Battista grinned. “We had luck on our side. One evening, when we were strolling after dinner, we bumped into my friend Nino Catozzo, the director at La Fenice. A soprano had let him down at the eleventh hour. His production of Wagner’s Tristan und Isolde had been advertised, tickets sold, and suddenly he had no Isolde—so I suggested Maria for the role.”
She interrupted. “You have no idea how terrifying it was. Battista pretended I already knew the part, which is one of the most difficult in opera. I had to audition a week later, sight-reading for Tullio Serafin, the great guru who had conducted me in La Gioconda. Fortunately he thought I was capable of the role and arranged two months of intensive coaching to get me ready.”
She would never forget the blind panic of that time: the technical difficulties of the part of Isolde, the wild, passionate Irish princess; the immense pressure of stepping out onto the glittering stage where Rossini’s and Bellini’s works had premièred; the grandeur of La Fenice, with its rows of golden boxes, the ceiling mural of flying Graces, the ornate putti, the plush red-velvet seats. All of it combined to make her feel unworthy.
On opening night Tullio had given her a gift of a Madonna icon—a pretty one in jewel tones with a gilt frame. She remembered trembling as she prayed to the compassionate face of the Holy Mother that she would not let everyone down.
The prayer must have worked, because the production was an astounding success. She couldn’t see beyond the proscenium arch without her glasses but could hear that many were getting t
o their feet, cheering and whistling as well as clapping, and she was called back to the stage a dozen times before she could finally retreat to her dressing room. It felt like a dream.
“You should have seen the reviews.” Battista beamed. “I’ve never read anything like it. The critics were unanimous that a new star had appeared in the firmament.
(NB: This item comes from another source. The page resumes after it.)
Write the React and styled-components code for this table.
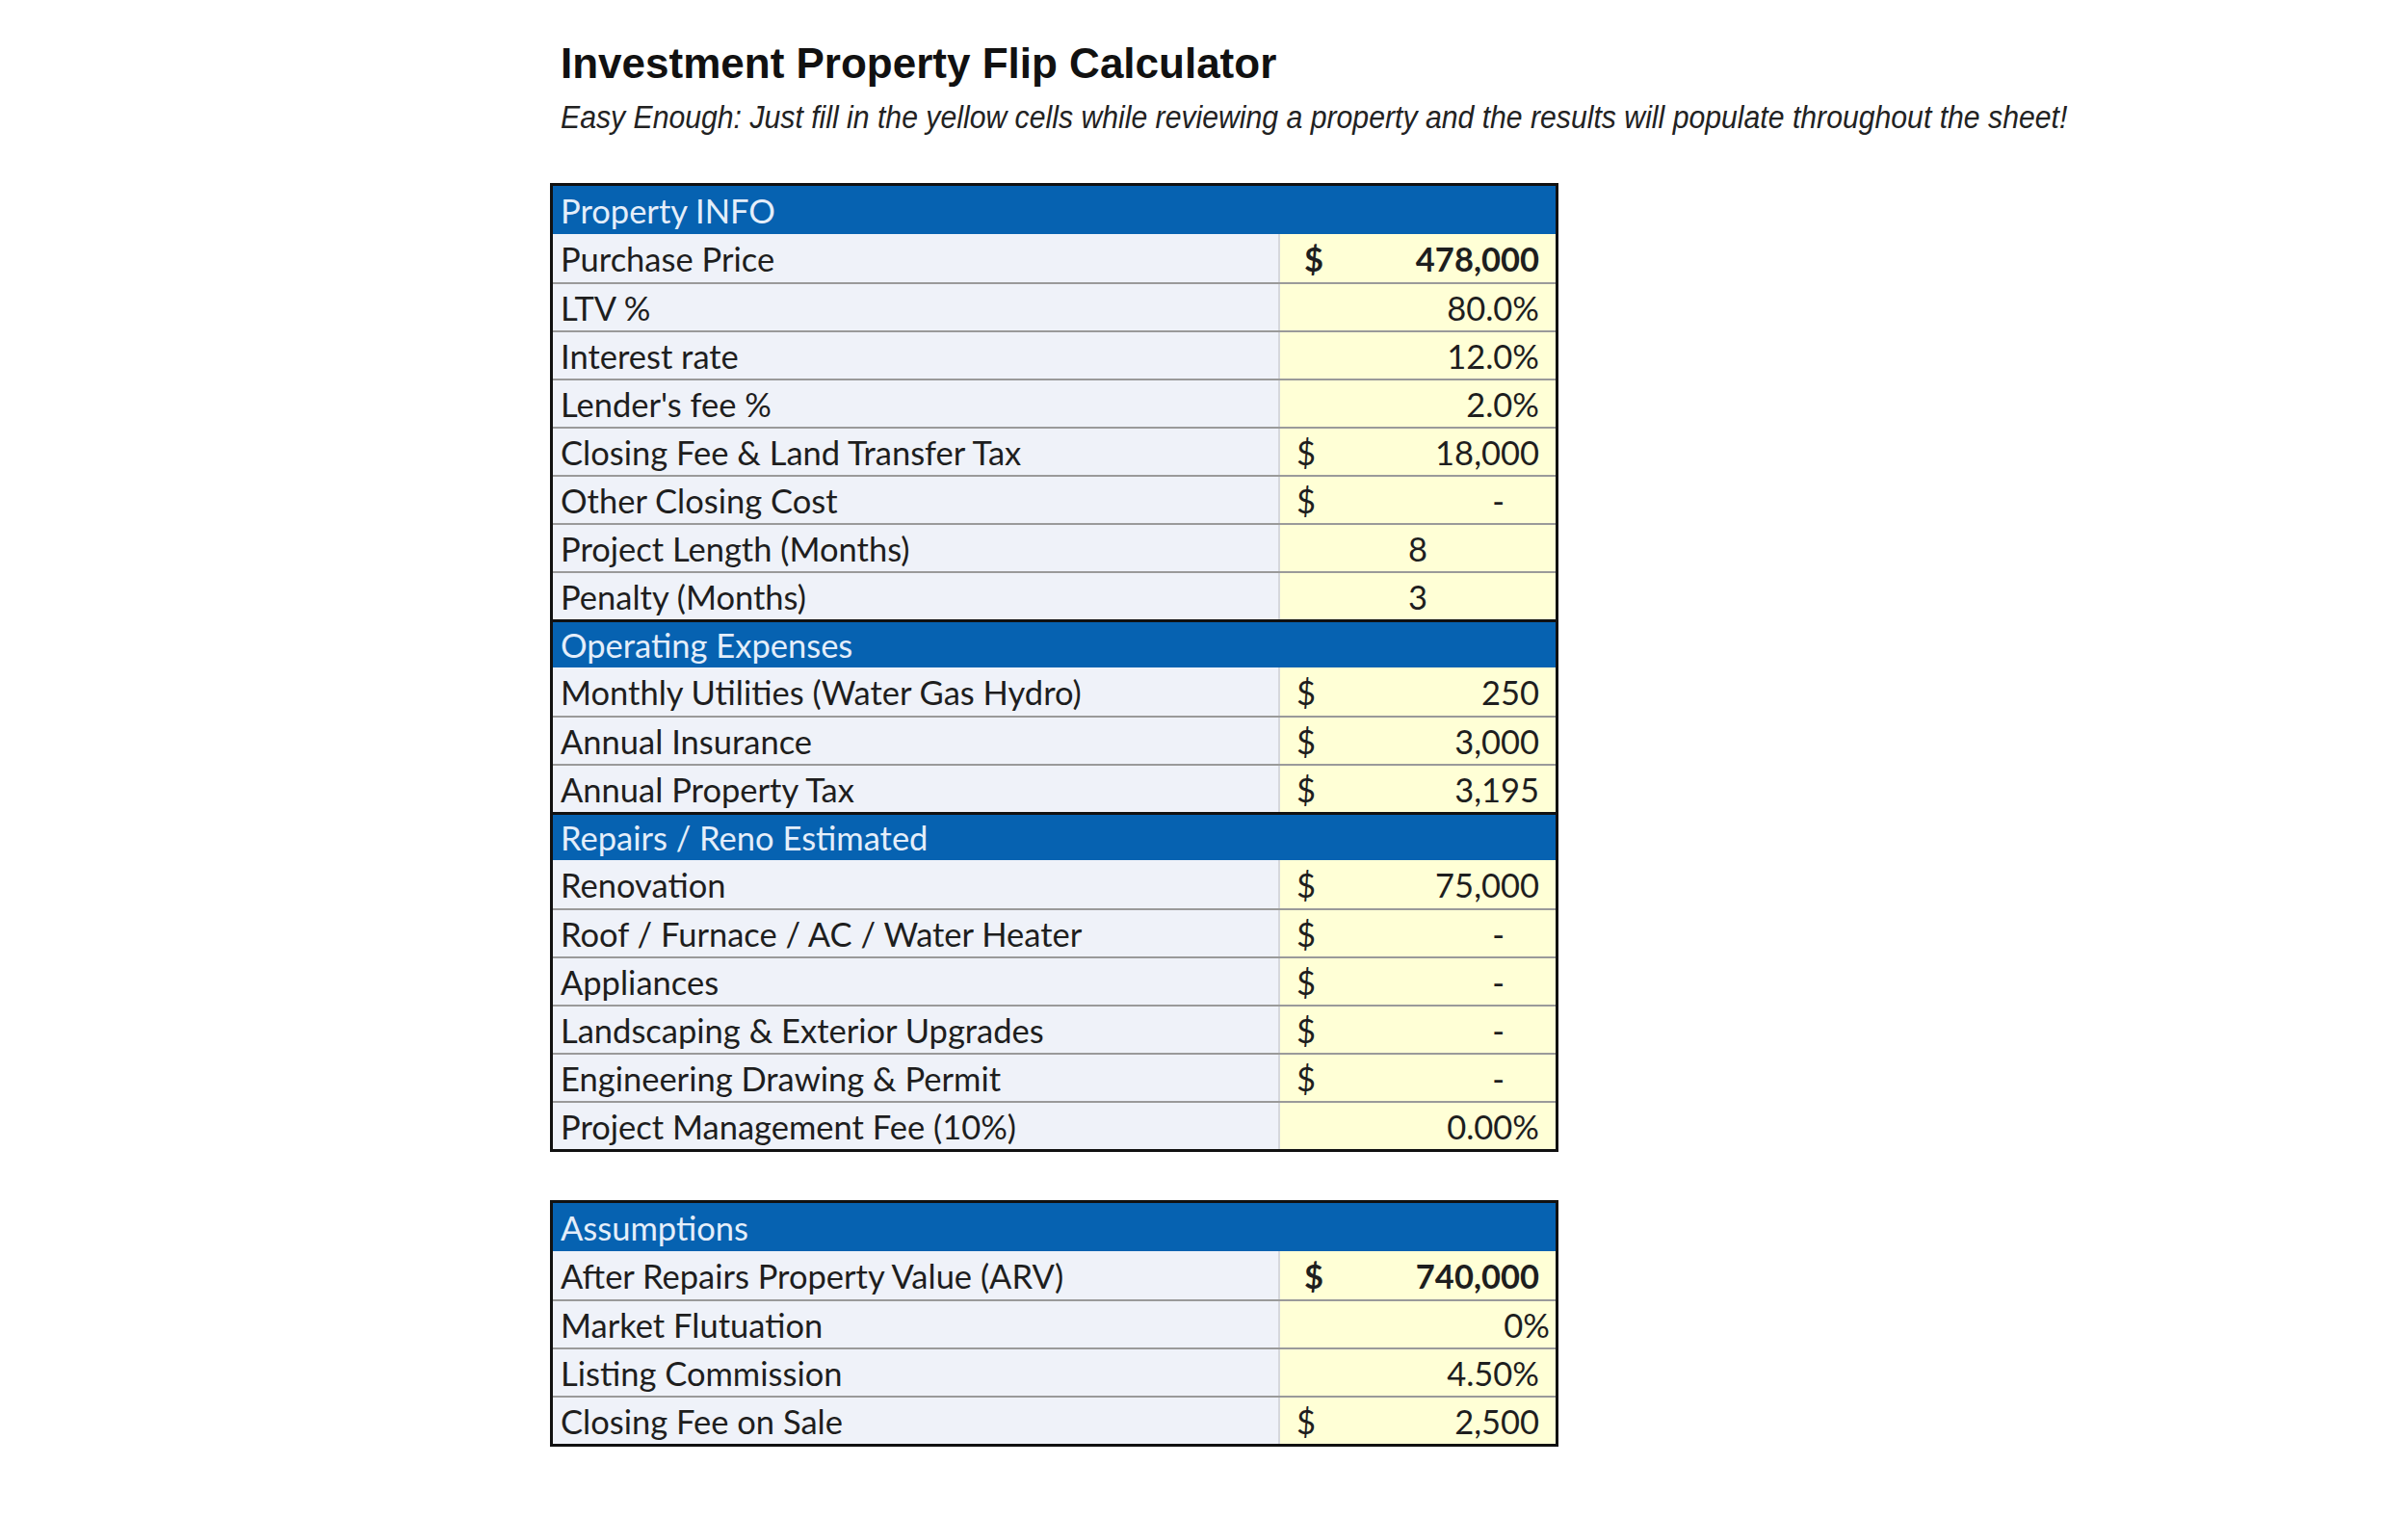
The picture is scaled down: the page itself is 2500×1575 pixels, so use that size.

After that, every director in Italy wanted to work with her, and Tullio became her cheerleader.”
They had told this story before, and she smiled at him as she delivered the punch line. “Battista waited till the third night after the opening, when he was sure his investment had paid off, before asking me to marry him.”
They all laughed. In fact, Maria had been stunned by his proposal. She had so little confidence in those years that she couldn’t believe anyone would want her for anything other than her voice. How could he think of making love to a woman so large that no chairs were big enough for her? A woman with thighs the circumference of the average woman’s waist? She had been reluctant to remove her tent of a nightgown on their wedding night, but Battista seduced her slowly, awakening sensations she adored. Right from the start, she loved sex, couldn’t get enough of it. She loved him too; he was the first person ever to make her feel cherished.
Waiters interrupted them with plates of pink carpaccio, the house specialty that Aristotle insisted they try. Maria was glad he had ordered for them. She couldn’t have read the menu without her glasses, and she was too vain to wear them in public. The thinly sliced raw beef was succulent, tender, sublime. When that was gone, he ordered prawns, freshly caught in the Lagoon that morning and grilled with garlic butter. All afternoon, they drank frothy Bellinis and nibbled delicacies, while getting acquainted. Maria felt uncharacteristically light-headed, and more relaxed than she had in many a month.
The windows at the far end of the bar were frosted glass, and cozy lamps glowed on the walls, so it was hard to judge the time. She was astonished when she read Aristotle’s watch upside down and saw that it was almost seven. Diners were beginning to arrive for the evening meal, and she spotted their host slipping some folded lire to the maître d’ with a sleight of hand as smooth as any magician’s. She guessed he was bribing him to let them keep their table.